— Start —

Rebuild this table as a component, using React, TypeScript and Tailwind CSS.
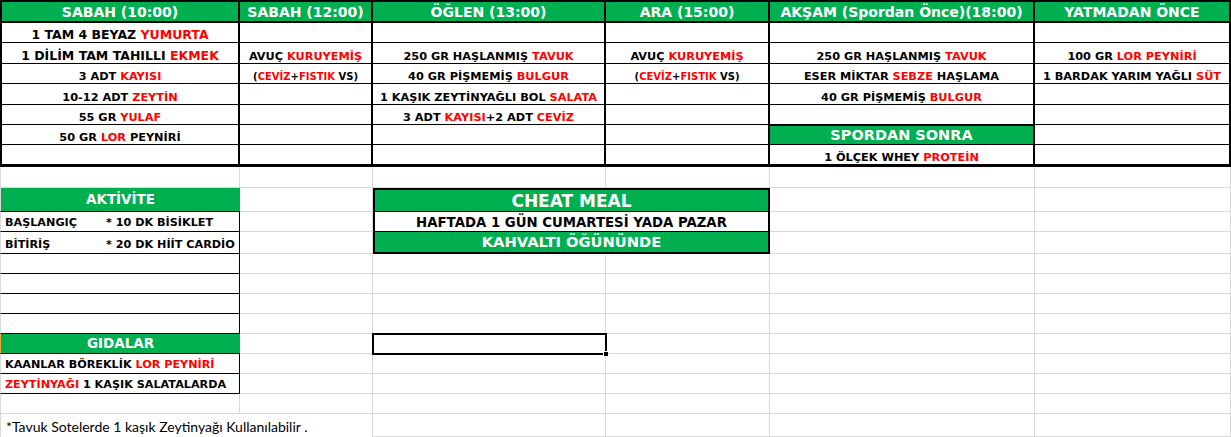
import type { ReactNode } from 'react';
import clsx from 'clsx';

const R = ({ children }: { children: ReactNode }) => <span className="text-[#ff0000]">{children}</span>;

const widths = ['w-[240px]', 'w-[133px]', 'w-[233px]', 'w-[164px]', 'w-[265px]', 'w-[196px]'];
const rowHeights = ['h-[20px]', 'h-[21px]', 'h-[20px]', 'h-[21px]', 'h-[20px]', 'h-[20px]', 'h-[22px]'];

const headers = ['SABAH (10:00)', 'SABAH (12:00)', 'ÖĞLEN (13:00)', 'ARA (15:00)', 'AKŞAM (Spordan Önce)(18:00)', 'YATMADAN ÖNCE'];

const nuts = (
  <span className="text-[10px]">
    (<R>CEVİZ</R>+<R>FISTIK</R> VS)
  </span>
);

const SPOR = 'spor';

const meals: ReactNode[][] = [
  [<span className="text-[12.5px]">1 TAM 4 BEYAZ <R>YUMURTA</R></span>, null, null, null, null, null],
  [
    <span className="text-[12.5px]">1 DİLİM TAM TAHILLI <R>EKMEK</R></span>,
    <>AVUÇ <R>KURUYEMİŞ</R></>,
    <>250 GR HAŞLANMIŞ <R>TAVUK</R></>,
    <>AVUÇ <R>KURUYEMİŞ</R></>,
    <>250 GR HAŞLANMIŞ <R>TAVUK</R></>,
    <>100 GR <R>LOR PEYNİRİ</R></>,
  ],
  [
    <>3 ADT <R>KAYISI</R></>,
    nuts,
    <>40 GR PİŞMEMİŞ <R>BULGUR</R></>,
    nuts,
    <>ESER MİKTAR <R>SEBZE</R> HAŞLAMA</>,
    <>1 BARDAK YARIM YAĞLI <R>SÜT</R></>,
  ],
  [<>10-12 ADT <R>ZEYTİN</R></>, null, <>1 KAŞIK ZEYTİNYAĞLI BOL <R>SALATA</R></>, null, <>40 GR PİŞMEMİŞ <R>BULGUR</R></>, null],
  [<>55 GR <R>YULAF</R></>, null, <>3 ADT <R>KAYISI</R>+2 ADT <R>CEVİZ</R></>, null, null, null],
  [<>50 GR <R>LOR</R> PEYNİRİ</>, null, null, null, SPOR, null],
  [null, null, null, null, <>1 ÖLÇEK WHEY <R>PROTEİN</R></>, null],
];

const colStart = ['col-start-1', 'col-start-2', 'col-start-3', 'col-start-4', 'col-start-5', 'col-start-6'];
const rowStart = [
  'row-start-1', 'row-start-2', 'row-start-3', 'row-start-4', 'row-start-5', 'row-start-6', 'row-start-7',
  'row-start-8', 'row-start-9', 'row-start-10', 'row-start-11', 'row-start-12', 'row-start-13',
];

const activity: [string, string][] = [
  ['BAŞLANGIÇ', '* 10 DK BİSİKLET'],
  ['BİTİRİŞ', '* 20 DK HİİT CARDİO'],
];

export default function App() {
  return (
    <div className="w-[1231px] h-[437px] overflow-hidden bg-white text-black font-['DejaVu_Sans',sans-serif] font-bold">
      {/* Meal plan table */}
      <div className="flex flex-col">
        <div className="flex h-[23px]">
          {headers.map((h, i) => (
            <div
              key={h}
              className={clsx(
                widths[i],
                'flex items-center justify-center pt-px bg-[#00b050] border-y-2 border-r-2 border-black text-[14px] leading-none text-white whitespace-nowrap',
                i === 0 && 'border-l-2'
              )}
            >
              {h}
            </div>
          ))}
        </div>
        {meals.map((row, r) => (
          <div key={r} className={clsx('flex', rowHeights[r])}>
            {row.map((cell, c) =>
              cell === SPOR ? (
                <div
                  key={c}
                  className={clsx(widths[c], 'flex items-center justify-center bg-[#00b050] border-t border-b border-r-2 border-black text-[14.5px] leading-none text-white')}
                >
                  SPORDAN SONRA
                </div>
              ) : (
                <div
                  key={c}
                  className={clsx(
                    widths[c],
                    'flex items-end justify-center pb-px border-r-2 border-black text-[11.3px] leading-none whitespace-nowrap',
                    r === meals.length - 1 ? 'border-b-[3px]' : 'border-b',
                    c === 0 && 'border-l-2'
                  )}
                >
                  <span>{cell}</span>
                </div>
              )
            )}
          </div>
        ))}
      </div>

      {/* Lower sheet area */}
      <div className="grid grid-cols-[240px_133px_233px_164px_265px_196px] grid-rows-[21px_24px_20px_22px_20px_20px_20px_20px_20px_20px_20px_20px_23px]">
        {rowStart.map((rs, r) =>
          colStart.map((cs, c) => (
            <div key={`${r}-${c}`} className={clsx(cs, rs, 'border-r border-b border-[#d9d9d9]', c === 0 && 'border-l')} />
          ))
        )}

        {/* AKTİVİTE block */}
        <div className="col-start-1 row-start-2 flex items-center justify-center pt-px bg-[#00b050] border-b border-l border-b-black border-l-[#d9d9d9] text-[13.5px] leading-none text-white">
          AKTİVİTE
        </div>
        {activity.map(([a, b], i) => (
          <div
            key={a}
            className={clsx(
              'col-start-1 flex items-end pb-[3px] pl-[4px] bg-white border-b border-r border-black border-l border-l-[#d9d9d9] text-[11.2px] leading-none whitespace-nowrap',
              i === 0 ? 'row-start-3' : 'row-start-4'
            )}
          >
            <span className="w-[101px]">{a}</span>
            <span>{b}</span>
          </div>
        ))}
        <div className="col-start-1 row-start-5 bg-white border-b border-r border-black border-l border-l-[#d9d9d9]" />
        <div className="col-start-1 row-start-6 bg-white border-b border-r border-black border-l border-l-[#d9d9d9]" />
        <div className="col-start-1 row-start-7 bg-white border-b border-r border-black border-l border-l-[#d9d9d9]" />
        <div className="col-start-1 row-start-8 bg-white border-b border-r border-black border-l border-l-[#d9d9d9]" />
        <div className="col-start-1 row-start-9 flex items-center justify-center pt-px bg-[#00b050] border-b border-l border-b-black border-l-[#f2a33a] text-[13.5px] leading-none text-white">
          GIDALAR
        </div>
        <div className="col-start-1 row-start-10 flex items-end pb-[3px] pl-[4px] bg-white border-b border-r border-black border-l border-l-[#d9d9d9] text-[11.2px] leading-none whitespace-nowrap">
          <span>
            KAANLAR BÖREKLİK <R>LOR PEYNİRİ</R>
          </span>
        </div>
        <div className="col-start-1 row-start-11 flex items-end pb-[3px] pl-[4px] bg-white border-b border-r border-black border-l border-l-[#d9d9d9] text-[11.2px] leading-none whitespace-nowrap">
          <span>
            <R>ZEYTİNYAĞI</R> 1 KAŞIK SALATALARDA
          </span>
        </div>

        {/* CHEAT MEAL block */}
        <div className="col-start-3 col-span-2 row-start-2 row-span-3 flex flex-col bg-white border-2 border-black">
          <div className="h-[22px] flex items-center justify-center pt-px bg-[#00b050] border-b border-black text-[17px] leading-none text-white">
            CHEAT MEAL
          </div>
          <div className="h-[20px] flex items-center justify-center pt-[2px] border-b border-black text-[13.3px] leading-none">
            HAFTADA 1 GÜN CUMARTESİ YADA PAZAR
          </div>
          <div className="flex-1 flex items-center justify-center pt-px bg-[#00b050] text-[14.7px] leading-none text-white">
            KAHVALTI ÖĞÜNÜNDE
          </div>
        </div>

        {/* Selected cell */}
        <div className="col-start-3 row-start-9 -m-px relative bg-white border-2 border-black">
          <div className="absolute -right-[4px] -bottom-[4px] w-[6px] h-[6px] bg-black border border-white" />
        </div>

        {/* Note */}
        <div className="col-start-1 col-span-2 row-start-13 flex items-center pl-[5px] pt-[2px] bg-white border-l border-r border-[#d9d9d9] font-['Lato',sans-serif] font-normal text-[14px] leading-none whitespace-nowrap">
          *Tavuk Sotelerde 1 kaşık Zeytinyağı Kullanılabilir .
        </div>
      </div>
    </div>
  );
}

— End —
— Start —

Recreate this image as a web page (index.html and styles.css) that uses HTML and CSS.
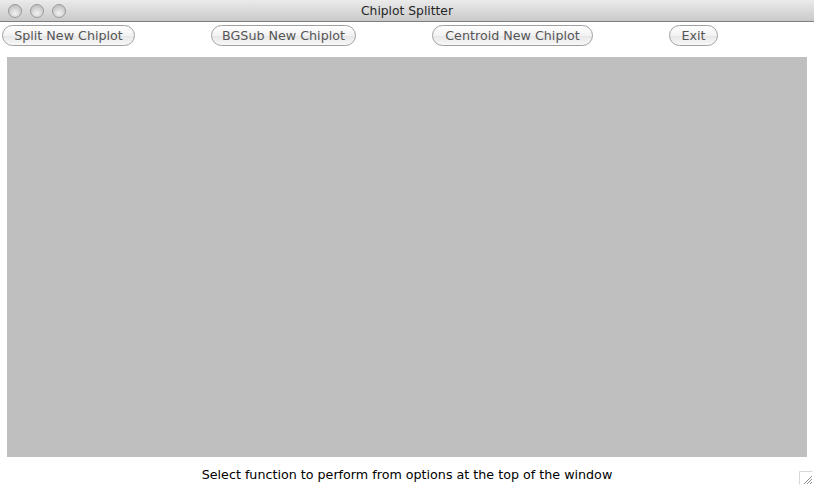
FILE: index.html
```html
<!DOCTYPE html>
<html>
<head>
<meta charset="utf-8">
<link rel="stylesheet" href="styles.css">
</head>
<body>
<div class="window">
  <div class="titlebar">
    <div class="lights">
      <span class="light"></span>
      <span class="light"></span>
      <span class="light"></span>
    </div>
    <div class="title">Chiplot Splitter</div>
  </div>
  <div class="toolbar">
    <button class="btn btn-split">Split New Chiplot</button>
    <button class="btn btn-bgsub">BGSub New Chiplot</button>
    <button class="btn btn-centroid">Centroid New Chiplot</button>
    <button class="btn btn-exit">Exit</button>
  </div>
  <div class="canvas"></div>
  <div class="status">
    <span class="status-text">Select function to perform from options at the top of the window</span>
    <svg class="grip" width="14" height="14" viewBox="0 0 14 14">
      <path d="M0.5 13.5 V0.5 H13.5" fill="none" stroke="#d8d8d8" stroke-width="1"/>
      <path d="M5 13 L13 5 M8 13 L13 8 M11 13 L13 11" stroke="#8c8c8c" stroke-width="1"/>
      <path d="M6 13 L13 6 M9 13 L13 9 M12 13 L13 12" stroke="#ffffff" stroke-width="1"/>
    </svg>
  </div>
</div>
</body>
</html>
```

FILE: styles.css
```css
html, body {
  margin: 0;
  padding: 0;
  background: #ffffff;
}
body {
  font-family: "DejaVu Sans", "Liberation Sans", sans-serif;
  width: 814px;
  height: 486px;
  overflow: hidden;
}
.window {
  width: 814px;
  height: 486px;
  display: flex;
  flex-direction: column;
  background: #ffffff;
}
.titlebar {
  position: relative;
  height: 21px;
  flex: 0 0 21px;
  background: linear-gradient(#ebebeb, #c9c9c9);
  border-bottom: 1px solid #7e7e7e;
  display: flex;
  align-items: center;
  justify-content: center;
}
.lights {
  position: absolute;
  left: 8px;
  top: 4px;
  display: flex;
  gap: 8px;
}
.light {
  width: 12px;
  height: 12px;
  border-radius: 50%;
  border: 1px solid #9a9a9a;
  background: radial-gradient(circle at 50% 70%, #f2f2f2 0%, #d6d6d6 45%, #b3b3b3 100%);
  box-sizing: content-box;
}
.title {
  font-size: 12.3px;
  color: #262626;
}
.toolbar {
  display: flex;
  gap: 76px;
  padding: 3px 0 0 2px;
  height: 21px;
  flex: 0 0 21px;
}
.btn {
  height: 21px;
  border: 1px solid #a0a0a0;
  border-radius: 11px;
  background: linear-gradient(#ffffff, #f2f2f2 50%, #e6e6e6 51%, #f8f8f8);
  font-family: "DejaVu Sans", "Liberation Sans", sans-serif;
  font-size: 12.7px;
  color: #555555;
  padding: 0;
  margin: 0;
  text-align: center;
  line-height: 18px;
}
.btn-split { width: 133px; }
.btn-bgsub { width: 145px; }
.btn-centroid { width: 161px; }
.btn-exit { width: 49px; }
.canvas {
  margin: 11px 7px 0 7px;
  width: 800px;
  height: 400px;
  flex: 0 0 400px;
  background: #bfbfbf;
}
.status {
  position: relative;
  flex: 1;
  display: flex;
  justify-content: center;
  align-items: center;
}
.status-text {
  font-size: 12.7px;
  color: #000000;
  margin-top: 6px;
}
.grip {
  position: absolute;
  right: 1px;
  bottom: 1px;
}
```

— End —
— Start —

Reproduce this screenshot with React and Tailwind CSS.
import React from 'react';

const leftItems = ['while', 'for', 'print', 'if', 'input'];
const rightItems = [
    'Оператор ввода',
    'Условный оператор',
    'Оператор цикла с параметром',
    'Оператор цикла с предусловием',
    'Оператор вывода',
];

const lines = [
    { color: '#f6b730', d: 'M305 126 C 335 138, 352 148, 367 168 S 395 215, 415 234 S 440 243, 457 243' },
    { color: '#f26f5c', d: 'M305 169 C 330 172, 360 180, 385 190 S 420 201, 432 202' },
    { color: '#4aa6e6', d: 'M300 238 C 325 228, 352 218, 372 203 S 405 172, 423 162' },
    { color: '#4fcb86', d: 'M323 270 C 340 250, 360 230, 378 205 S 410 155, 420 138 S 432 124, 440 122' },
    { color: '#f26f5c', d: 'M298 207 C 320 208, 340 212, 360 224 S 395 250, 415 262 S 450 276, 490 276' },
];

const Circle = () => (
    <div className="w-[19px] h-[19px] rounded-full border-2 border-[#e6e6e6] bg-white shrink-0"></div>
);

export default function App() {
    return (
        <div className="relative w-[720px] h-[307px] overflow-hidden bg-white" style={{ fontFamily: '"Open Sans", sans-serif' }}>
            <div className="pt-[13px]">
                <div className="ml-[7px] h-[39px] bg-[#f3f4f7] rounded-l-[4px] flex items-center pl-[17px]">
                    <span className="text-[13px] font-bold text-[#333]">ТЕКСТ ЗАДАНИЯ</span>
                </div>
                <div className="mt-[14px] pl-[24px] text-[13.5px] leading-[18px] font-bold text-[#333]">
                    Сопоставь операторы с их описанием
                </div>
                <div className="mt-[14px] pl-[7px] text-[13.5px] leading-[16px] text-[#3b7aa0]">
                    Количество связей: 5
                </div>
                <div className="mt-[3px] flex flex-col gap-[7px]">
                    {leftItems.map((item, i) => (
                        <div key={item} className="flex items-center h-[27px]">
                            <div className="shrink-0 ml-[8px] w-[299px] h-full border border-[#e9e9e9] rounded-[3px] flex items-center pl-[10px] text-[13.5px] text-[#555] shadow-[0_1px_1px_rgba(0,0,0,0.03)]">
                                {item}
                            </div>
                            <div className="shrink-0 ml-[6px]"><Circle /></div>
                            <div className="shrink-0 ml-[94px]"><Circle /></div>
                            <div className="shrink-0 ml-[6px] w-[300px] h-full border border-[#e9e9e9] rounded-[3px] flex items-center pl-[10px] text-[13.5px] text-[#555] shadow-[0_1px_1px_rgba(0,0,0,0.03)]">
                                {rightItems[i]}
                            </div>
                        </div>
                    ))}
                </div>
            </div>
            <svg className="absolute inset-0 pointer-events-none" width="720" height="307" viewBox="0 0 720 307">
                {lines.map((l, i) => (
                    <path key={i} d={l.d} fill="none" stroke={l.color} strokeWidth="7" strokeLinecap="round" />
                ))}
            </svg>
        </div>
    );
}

— End —

Request. Above are some records; extract exactly the lines from the one containing "Rebuild this table" through the one containing "const SPOR = 'spor';" and drop the pictures.

Task solution.
Rebuild this table as a component, using React, TypeScript and Tailwind CSS.
import type { ReactNode } from 'react';
import clsx from 'clsx';

const R = ({ children }: { children: ReactNode }) => <span className="text-[#ff0000]">{children}</span>;

const widths = ['w-[240px]', 'w-[133px]', 'w-[233px]', 'w-[164px]', 'w-[265px]', 'w-[196px]'];
const rowHeights = ['h-[20px]', 'h-[21px]', 'h-[20px]', 'h-[21px]', 'h-[20px]', 'h-[20px]', 'h-[22px]'];

const headers = ['SABAH (10:00)', 'SABAH (12:00)', 'ÖĞLEN (13:00)', 'ARA (15:00)', 'AKŞAM (Spordan Önce)(18:00)', 'YATMADAN ÖNCE'];

const nuts = (
  <span className="text-[10px]">
    (<R>CEVİZ</R>+<R>FISTIK</R> VS)
  </span>
);

const SPOR = 'spor';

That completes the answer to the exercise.